Father Donald Senior, CP

Oct. 9: 28th Sunday in Ordinary Time

Wednesday, October 5, 2022

A new lease on life

2 Kgs 5:14-17; Ps 98:1, 2-3, 3-4; 2 Tm 2:8-13; Lk 17:11-19

The Scriptures for this Sunday remind us how taboo leprosy was in the Bible. When reading the symptoms of leprosy described in detail in Leviticus 13, medical experts today suggest the disease was most likely a skin disease, perhaps an intense form of psoriasis, rather than Hanson’s disease or what is considered leprosy today.

No matter what the actual physical ailment was, it took on a highly symbolic role in the Bible, a meaning that still lingers today. Once people were diagnosed with leprosy they were treated as the “living dead” — forced out of their villages, their homes destroyed, condemned to a life of isolation, having to call out at the approach of any other person, “unclean, unclean.”

The person cursed to suffer from leprosy was treated as if already in the realm of the dead. No wonder that the Gospels portray Jesus’ dramatic encounters with lepers as the most powerful expressions of his healing power. Restoring a leper to health was equivalent to bringing a person back to life.

In today’s readings, we have two dramatic stories of lepers being healed. The first is a marvelous and ironic story from the Second Book of Kings. We meet Naaman, a great commander of the Aramean (present-day Syria) king’s army, who has contracted leprosy. When he learns that the Israelite prophet Elisha has healing power, he decides to enlist this healer to cure his disease.

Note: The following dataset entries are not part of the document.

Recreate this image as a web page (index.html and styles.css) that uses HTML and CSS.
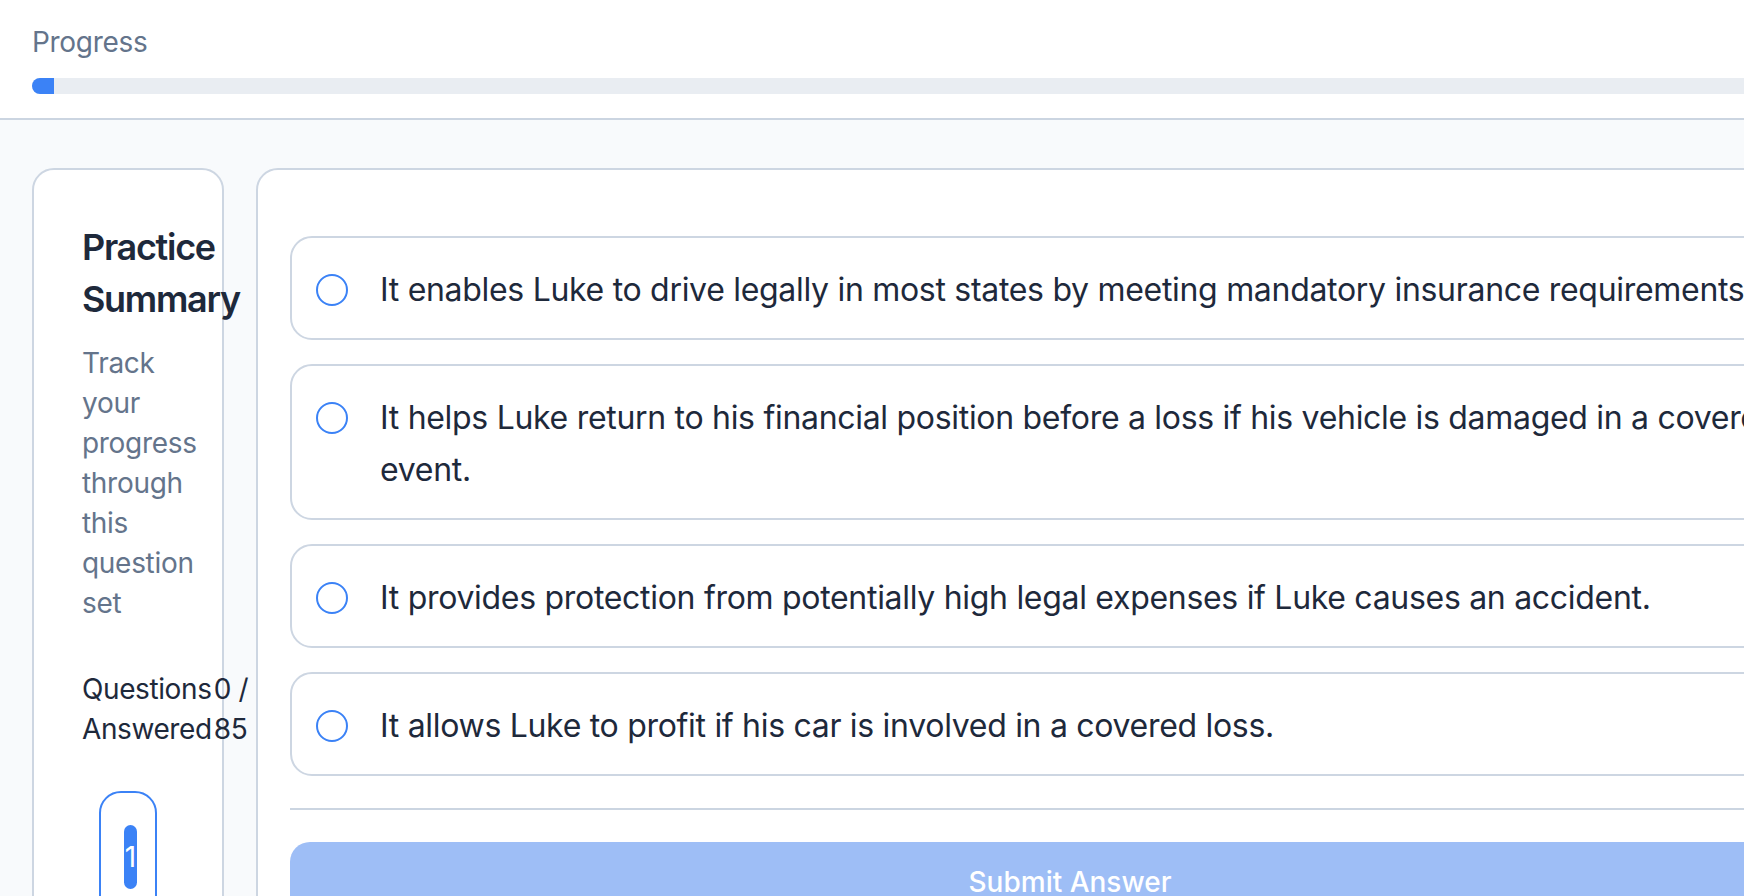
FILE: index.html
```html
<!DOCTYPE html>
<html lang="en">
<head>
<meta charset="utf-8">
<title>Practice</title>
<link rel="stylesheet" href="styles.css">
</head>
<body>
<div class="page">
  <header class="progress-header">
    <div class="progress-label">Progress</div>
    <div class="progress-track"><div class="progress-fill" style="width:1.1765%"></div></div>
  </header>
  <main class="layout">
    <aside class="summary-card">
      <h2 class="summary-title">Practice Summary</h2>
      <p class="summary-desc">Track your progress through this question set</p>
      <div class="stat">
        <span class="stat-label">Questions Answered</span>
        <span class="stat-value">0&nbsp;/ 85</span>
      </div>
      <div class="nav-box">
        <button class="q-pill" type="button">1</button>
      </div>
    </aside>
    <section class="quiz-card">
      <div class="options">
        <label class="option">
          <span class="radio"></span>
          <span class="option-text">It enables Luke to drive legally in most states by meeting mandatory insurance requirements.</span>
        </label>
        <label class="option">
          <span class="radio"></span>
          <span class="option-text">It helps Luke return to his financial position before a loss if his vehicle is damaged in a covered event.</span>
        </label>
        <label class="option">
          <span class="radio"></span>
          <span class="option-text">It provides protection from potentially high legal expenses if Luke causes an accident.</span>
        </label>
        <label class="option">
          <span class="radio"></span>
          <span class="option-text">It allows Luke to profit if his car is involved in a covered loss.</span>
        </label>
      </div>
      <hr class="divider">
      <button class="submit" type="button">Submit Answer</button>
    </section>
  </main>
</div>
</body>
</html>
```

FILE: styles.css
```css
html, body {
  margin: 0;
  padding: 0;
  overflow: hidden;
  background: #f8fafc;
}

body {
  font-family: Inter, "Liberation Sans", sans-serif;
  color: #1e293b;
}

.page {
  width: 1916px;
}

.progress-header {
  background: #ffffff;
  padding: 22px 32px 24px;
  border-bottom: 2px solid #cbd5e1;
}

.progress-label {
  font-size: 28px;
  line-height: 40px;
  letter-spacing: -0.3px;
  color: #64748b;
}

.progress-track {
  margin-top: 16px;
  height: 16px;
  border-radius: 8px;
  background: #e9edf2;
  overflow: hidden;
}

.progress-fill {
  height: 100%;
  background: #3b82f6;
}

.layout {
  display: flex;
  align-items: flex-start;
  gap: 32px;
  padding: 48px 32px;
}

.summary-card {
  flex: 0 0 192px;
  box-sizing: border-box;
  width: 192px;
  min-height: 900px;
  background: #ffffff;
  border: 2px solid #cdd6e2;
  border-radius: 22px;
  padding: 48px;
}

.summary-title {
  margin: 3px 0 0;
  font-size: 36px;
  line-height: 52px;
  font-weight: 600;
  letter-spacing: -1.3px;
  color: #1e293b;
}

.summary-desc {
  margin: 18px 0 0;
  font-size: 28px;
  line-height: 40px;
  letter-spacing: -0.3px;
  color: #64748b;
}

.stat {
  margin-top: 46px;
  display: flex;
  justify-content: space-between;
  font-size: 28px;
  line-height: 40px;
  letter-spacing: -0.4px;
  color: #1e293b;
}

.stat-value {
  padding-left: 2px;
}

.nav-box {
  margin: 42px auto 0;
  width: 58px;
  height: 200px;
  box-sizing: border-box;
  border: 2px solid #3b82f6;
  border-radius: 22px;
  padding-top: 32px;
}

.q-pill {
  display: flex;
  align-items: center;
  justify-content: center;
  margin-left: 23px;
  width: 13px;
  height: 64px;
  padding: 0;
  border: 0;
  border-radius: 7px;
  background: #3b82f6;
  color: #ffffff;
  font-family: Inter, "Liberation Sans", sans-serif;
  font-size: 28px;
  line-height: 40px;
  overflow: visible;
}

.quiz-card {
  flex: 0 0 1628px;
  box-sizing: border-box;
  min-height: 900px;
  background: #ffffff;
  border: 2px solid #cdd6e2;
  border-radius: 22px;
  padding: 66px 32px 32px;
}

.options {
  display: flex;
  flex-direction: column;
  gap: 24px;
}

.option {
  display: flex;
  align-items: flex-start;
  gap: 32px;
  padding: 26px 24px 22px;
  border: 2px solid #cdd6e2;
  border-radius: 22px;
  background: #ffffff;
  cursor: pointer;
}

.radio {
  flex: 0 0 auto;
  box-sizing: border-box;
  width: 32px;
  height: 32px;
  margin-top: 10px;
  border: 2px solid #3b82f6;
  border-radius: 50%;
}

.option-text {
  font-size: 32px;
  line-height: 52px;
  letter-spacing: -0.3px;
  color: #1e293b;
}

.divider {
  margin: 32px 0;
  border: 0;
  border-top: 2px solid #cbd5e1;
}

.submit {
  display: block;
  width: 100%;
  padding: 19px 16px 13px;
  border: 0;
  border-radius: 20px;
  background: #9ebef6;
  color: #ffffff;
  font-family: Inter, "Liberation Sans", sans-serif;
  font-size: 28px;
  line-height: 42px;
  font-weight: 500;
}
```
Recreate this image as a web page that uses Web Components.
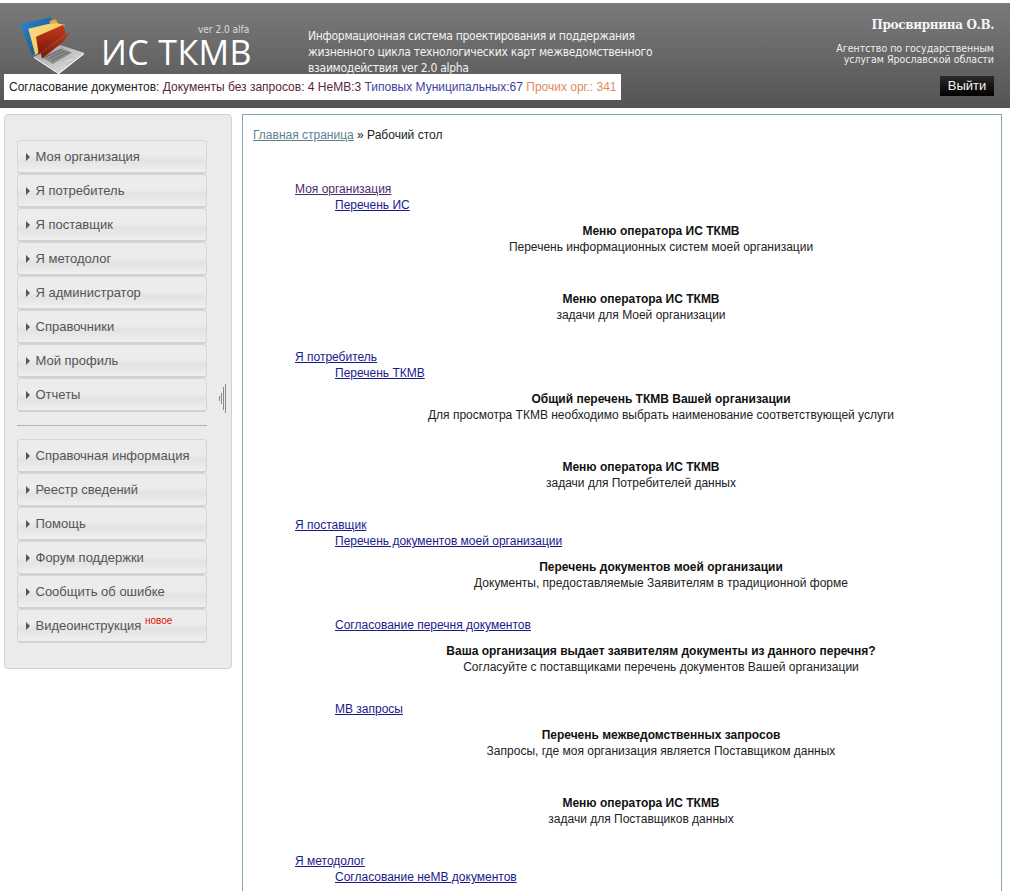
<!DOCTYPE html>
<html><head><meta charset="utf-8">
<style>
html,body{margin:0;padding:0;background:#fff;overflow:hidden;height:891px}
body{font-family:"Liberation Sans",Arial,sans-serif;font-size:12px;color:#000}
</style></head><body>
<template id="t-header"><style>
:host{display:block;height:105px;margin-top:3px;background:linear-gradient(#7a7a7a,#545454);position:relative;color:#fff}
.row{display:flex;height:73px}
.logo{width:296px;position:relative;flex:none}
.logo svg{position:absolute;left:10px;top:7px}
.ver{position:absolute;left:198px;top:21px;font:10px/12px "DejaVu Sans Condensed","DejaVu Sans",sans-serif;color:#ddd;white-space:nowrap}
.name{position:absolute;left:101px;top:34px;font:34px/30px "Open Sans","Liberation Sans",sans-serif;white-space:nowrap;letter-spacing:.4px;color:#fff}
.sys{margin-left:12px;padding-top:25px;font:12px/16px "DejaVu Sans Condensed","DejaVu Sans",sans-serif;color:#f2f2f2;width:350px;white-space:nowrap;letter-spacing:-.28px}
.user{margin-left:auto;padding:14px 16px 0 0;text-align:right}
.user b{display:block;font:bold 12px/16px "DejaVu Serif",serif;color:#f4f4f4;letter-spacing:-.35px}
.user span{display:block;margin-top:10px;font:10.5px/11px "DejaVu Sans Condensed","DejaVu Sans",sans-serif;color:#eee}
.status{position:absolute;left:4px;top:71px;background:#fff;height:26px;width:617px;box-sizing:border-box;padding-left:5px;font:12px/26px "Liberation Sans",sans-serif;white-space:nowrap;color:#222}
.a{color:#5a2440}.b{color:#3e3e9e}.c{color:#e08a5c}
.exit{position:absolute;right:16px;top:73px;width:54px;height:20px;background:linear-gradient(#2a2a2a,#000);font:13px/20px "Liberation Sans",sans-serif;text-align:center;color:#f4f4f4}
</style>
<div class="row">
<div class="logo">
<svg width="90" height="70" viewBox="0 0 270 210">
<defs>
<linearGradient id="bl" x1="0" y1="0" x2="1" y2="1"><stop offset="0" stop-color="#2b8ad0"/><stop offset="1" stop-color="#0f4a80"/></linearGradient>
<linearGradient id="ye" x1="0" y1="0" x2="1" y2="1"><stop offset="0" stop-color="#fbe08a"/><stop offset="1" stop-color="#eeb84a"/></linearGradient>
<linearGradient id="rd" x1="0" y1="0" x2="0" y2="1"><stop offset="0" stop-color="#c83a1c"/><stop offset="1" stop-color="#7c1606"/></linearGradient>
<linearGradient id="lp" x1="0" y1="0" x2="1" y2="1"><stop offset="0" stop-color="#9a9a9a"/><stop offset="1" stop-color="#ececec"/></linearGradient>
</defs>
<polygon points="72,140 150,105 222,128 145,188" fill="url(#lp)"/>
<polygon points="96,142 150,116 186,128 128,162" fill="#8c8c8c"/>
<path d="M106 141L160 116M116 146L170 120M126 152L178 125" stroke="#555" stroke-width="2" fill="none"/>
<polygon points="158,152 184,141 198,148 172,161" fill="#d4d4d4" stroke="#888"/>
<polygon points="72,140 145,188 222,128 222,133 146,193 72,144" fill="#fff"/>
<polygon points="30,42 122,22 130,42 60,60 76,130 66,135" fill="url(#bl)"/>
<polygon points="118,33 138,28 144,42 122,46" fill="#ee9f3c"/>
<polygon points="55,56 118,41 142,40 165,45 120,100 76,135" fill="url(#ye)"/>
<polygon points="78,80 160,44 166,72 95,125 86,132" fill="url(#rd)"/>
<polygon points="92,128 165,76 183,62 160,95 96,146" fill="url(#rd)"/>
</svg>
<div class="ver">ver 2.0 alfa</div>
<div class="name">ИС ТКМВ</div>
</div>
<div class="sys">Информационная система проектирования и поддержания<br>жизненного цикла технологических карт межведомственного<br>взаимодействия ver 2.0 alpha</div>
<div class="user"><b>Просвирнина О.В.</b><span>Агентство по государственным<br>услугам Ярославской области</span></div>
</div>
<div class="status">Согласование документов: <span class="a">Документы без запросов: 4 НеМВ:3</span> <span class="b">Типовых Муниципальных:67</span> <span class="c">Прочих орг.: 341</span></div>
<div class="exit">Выйти</div>
</template>

<template id="t-btn"><style>
:host{display:block;box-sizing:border-box;height:34px;border:1px solid #d6d6d6;border-bottom:2px solid #d2d2d2;border-radius:4px;background:linear-gradient(#ececec 0,#ececec 45%,#e3e3e3 62%,#efefef 100%);font:13px/32px "Liberation Sans",sans-serif;color:#555;padding-left:8px;white-space:nowrap}
i{display:inline-block;width:0;height:0;border-left:4px solid #555;border-top:4px solid transparent;border-bottom:4px solid transparent;margin-right:5.5px}
::slotted(sup){font-size:10px;color:#e01010;line-height:0;vertical-align:6px}
</style><i></i><slot></slot></template>

<template id="t-side"><style>
:host{display:block;box-sizing:border-box;width:228px;height:555px;background:#ebebeb;border:1px solid #d2d2d2;border-radius:4px;padding:25px 24px 0 12px;position:relative;flex:none}
hr{border:0;border-top:1px solid #b4b4b4;margin:13px 0 13px}
.grip{position:absolute;left:213px;top:269px;width:8px;height:29px}
</style><slot name="a"></slot><hr><slot name="b"></slot>
<svg class="grip" viewBox="0 0 8 29"><path d="M7.5 0V29M5.5 3V26M3.5 9V20M1.5 12V17" stroke="#8a8a8a" stroke-width="1" fill="none"/></svg>
</template>

<template id="t-content"><style>
:host{display:block;box-sizing:border-box;width:760px;height:800px;border:1px solid #86a7b0;border-bottom:0;padding:12px 10px 0 10px;margin-left:10px;font:12px/16px "Liberation Sans",sans-serif;color:#222;overflow:hidden}
.crumb a{color:#5f8090;text-decoration:underline}
.crumb{height:54px;color:#222}
</style><div class="crumb"><a>Главная страница</a> » Рабочий стол</div><slot></slot></template>

<template id="t-l1"><style>
:host{display:block;margin-left:42px;height:16px;font:12px/16px "Liberation Sans",sans-serif}
a{text-decoration:underline;color:var(--c,#1a1a8c)}
</style><a><slot></slot></a></template>

<template id="t-l2"><style>
:host{display:block;margin-left:82px;height:16px;font:12px/16px "Liberation Sans",sans-serif}
a{text-decoration:underline;color:#1a1a8c}
</style><a><slot></slot></a></template>

<template id="t-block"><style>
:host{display:block;text-align:center;padding-top:10px;height:68px;box-sizing:border-box;margin-left:78px}
:host([outer]){margin-left:38px}
b{display:block;font:bold 12px/16px "Liberation Sans",sans-serif;color:#111}
span{display:block;font:12px/16px "Liberation Sans",sans-serif;color:#222}
</style><b><slot name="t"></slot></b><span><slot name="d"></slot></span></template>

<template id="t-main"><style>
:host{display:flex;padding:6px 0 0 4px;align-items:flex-start}
</style><slot></slot></template>

<is-header></is-header>
<is-main>
<is-side>
<is-btn slot="a">Моя организация</is-btn><is-btn slot="a">Я потребитель</is-btn><is-btn slot="a">Я поставщик</is-btn><is-btn slot="a">Я методолог</is-btn><is-btn slot="a">Я администратор</is-btn><is-btn slot="a">Справочники</is-btn><is-btn slot="a">Мой профиль</is-btn><is-btn slot="a">Отчеты</is-btn>
<is-btn slot="b">Справочная информация</is-btn><is-btn slot="b">Реестр сведений</is-btn><is-btn slot="b">Помощь</is-btn><is-btn slot="b">Форум поддержки</is-btn><is-btn slot="b">Сообщить об ошибке</is-btn><is-btn slot="b">Видеоинструкция <sup>новое</sup></is-btn>
</is-side>
<is-content>
<is-l1 style="--c:#4b2b6b">Моя организация</is-l1>
<is-l2>Перечень ИС</is-l2>
<is-block><span slot="t">Меню оператора ИС ТКМВ</span><span slot="d">Перечень информационных систем моей организации</span></is-block>
<is-block outer><span slot="t">Меню оператора ИС ТКМВ</span><span slot="d">задачи для Моей организации</span></is-block>
<is-l1>Я потребитель</is-l1>
<is-l2>Перечень ТКМВ</is-l2>
<is-block><span slot="t">Общий перечень ТКМВ Вашей организации</span><span slot="d">Для просмотра ТКМВ необходимо выбрать наименование соответствующей услуги</span></is-block>
<is-block outer><span slot="t">Меню оператора ИС ТКМВ</span><span slot="d">задачи для Потребителей данных</span></is-block>
<is-l1>Я поставщик</is-l1>
<is-l2>Перечень документов моей организации</is-l2>
<is-block><span slot="t">Перечень документов моей организации</span><span slot="d">Документы, предоставляемые Заявителям в традиционной форме</span></is-block>
<is-l2>Согласование перечня документов</is-l2>
<is-block><span slot="t">Ваша организация выдает заявителям документы из данного перечня?</span><span slot="d">Согласуйте с поставщиками перечень документов Вашей организации</span></is-block>
<is-l2>МВ запросы</is-l2>
<is-block><span slot="t">Перечень межведомственных запросов</span><span slot="d">Запросы, где моя организация является Поставщиком данных</span></is-block>
<is-block outer><span slot="t">Меню оператора ИС ТКМВ</span><span slot="d">задачи для Поставщиков данных</span></is-block>
<is-l1>Я методолог</is-l1>
<is-l2>Согласование неМВ документов</is-l2>
</is-content>
</is-main>
<script>
for(const [n,t] of [['is-header','t-header'],['is-btn','t-btn'],['is-side','t-side'],['is-content','t-content'],['is-l1','t-l1'],['is-l2','t-l2'],['is-block','t-block'],['is-main','t-main']]){
 customElements.define(n,class extends HTMLElement{constructor(){super();this.attachShadow({mode:'open'}).appendChild(document.getElementById(t).content.cloneNode(true));}});
}
</script>
</body></html>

The story depicts Naaman as a haughty man who sends many lavish gifts ahead of his arrival to impress the prophet. Naaman expects treatment worthy of his high status upon meeting the prophet. However, the prophet Elisha refuses to come out of his house to greet the great man and, instead, tells him to go and wash in the Jordan river. Naaman is angered at such a reception and rejects such a means of being cured — there are far better rivers in Damascus, he sniffs.

But his servants beg him to give it a try, which he ultimately does and to his amazement he is cured. He returns to Elisha and wants to lavish gifts on him, but the prophet refuses.

Finally, Naaman realizes that the power of the God of Israel working through the prophet has healed him and he asks the prophet’s forgiveness for his arrogance. “Go in peace,” Elisha tells him as he returns to his homeland.

In today’s Gospel selection, we have a story with enticing parallels to the account in 2 Kings. As Jesus travels through Samaria (the setting, by the way, for the story of Elisha and Naaman), 10 lepers “stand at a distance” and implore Jesus to heal them: “Jesus, Master! Have pity on us!”

Jesus tells them to go and show themselves to the priests because the regulations in Leviticus state that only the priests can determine if a leper is cured. On the way, they discover they are healed. Life was given back to them through the power of Jesus.

As in the story of Elisha and Naaman, there is more here than a focus on healing. Naaman the Syrian struggled with how to respond properly to God’s gift of life but finally realized his need for gratitude. So, too, in Luke’s account only one leper — a Samaritan, like Naaman, an outsider — realizes the incredible gift of life he has received, and returns, “glorifying God in a loud voice; and he fell at the feet of Jesus and thanked him.” Jesus’ question hangs in the air: “Ten were cleansed, were they not? Where are the other nine?”

The Scriptures this Sunday focus on the experience of being healed, of receiving a new lease on life and of the need to thank God the for gift of life. A lot of things command our attention — struggling to make ends meet, concerns about our children or our own health, absorption in sports or politics, the din of everyday life. But the sheer gift of life — and the risen Christ’s promise of life without end — should awaken in us a deep sense of gratitude for God’s unconditional love for us and our world.

This Scripture reflection is reprinted from the Oct. 13, 2019, issue.